Which will hit and which will miss with Cannes audiences, of course, remains to be seen.
'Moulin Rouge' and 'Shrek' have their American premieres May 18, and 'The Anniversary Party' opens June 8. The new version of 'Apocalypse Now' has an Aug. 15 debut, 22 years to the day after the film's original release.
An eclectic Cannes jury
The prizes at Cannes are among the most closely watched awards in the movie world. Sometimes the winners come out of nowhere, as happened last year, when the jury awarded the French drama "L'Humanite" several top honors after it had been hooted by festival spectators.
The 2001 Cannes jury includes the usual eclectic mix of film-world luminaries:
Liv Ullmann, the Norwegian actress who earned fame as the star of Ingmar Bergman classics like "Persona" and "Scenes From a Marriage," and then started directing films herself, including "Faithless," which played in US theaters this year. She is president of the jury.
Terry Gilliam, who shot to TV fame as the animator for "Monty Python's Flying Circus," and then became the imaginative director of big-screen fantasies like "Brazil" and "Fear and Loathing in Las Vegas."
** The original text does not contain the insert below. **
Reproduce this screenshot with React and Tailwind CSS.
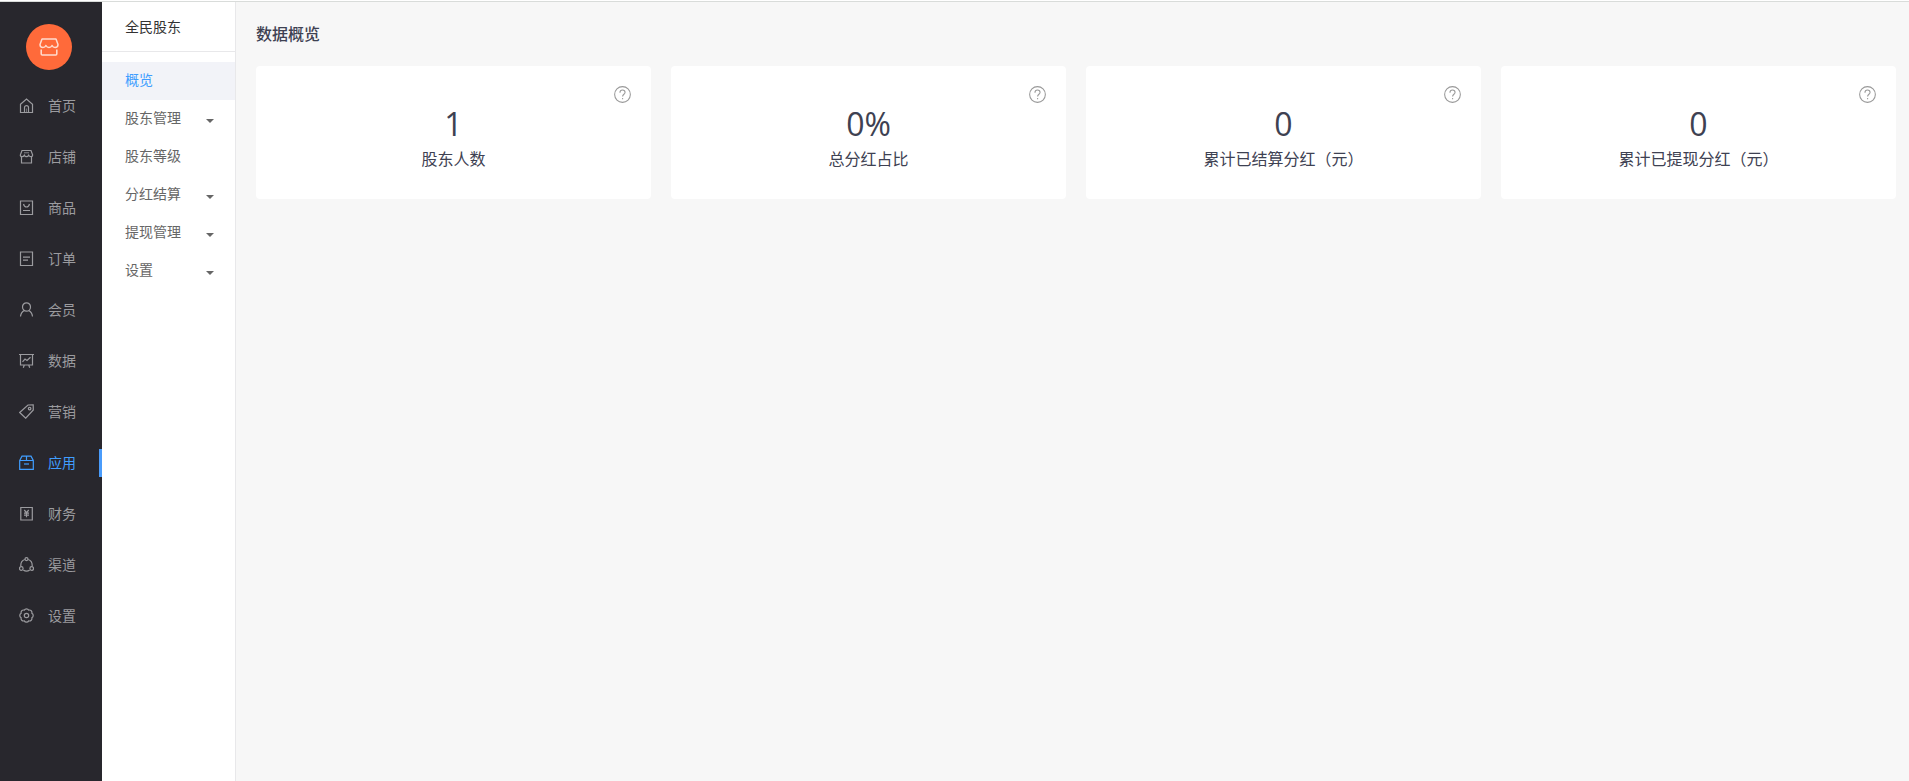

Edward Yang, the ambitious Taiwanese filmmaker whose "Yi Yi (A One and a Two)" traveled from last year's Cannes program to great success on American screens.
Mathieu Kassovitz, a controversial French director whose "Haine" was a Cannes prizewinner but whose "Assassins" was (ironically) one of the most booed competitors in recent Cannes memory.
Julia Ormond, the versatile British actress whose movies range from "Legends of the Fall" to "The Baby of Macon."
Moufida Tlatli, a Tunisian director whose "The Silences of the Palace" was much appreciated by adventurous American viewers last year.
Charlotte Gainsbourg, a French actress.
Sandrine Kiberlain, a French actress.
Philippe Labro, a French writer.
Mimmo Calopresti, an Italian director.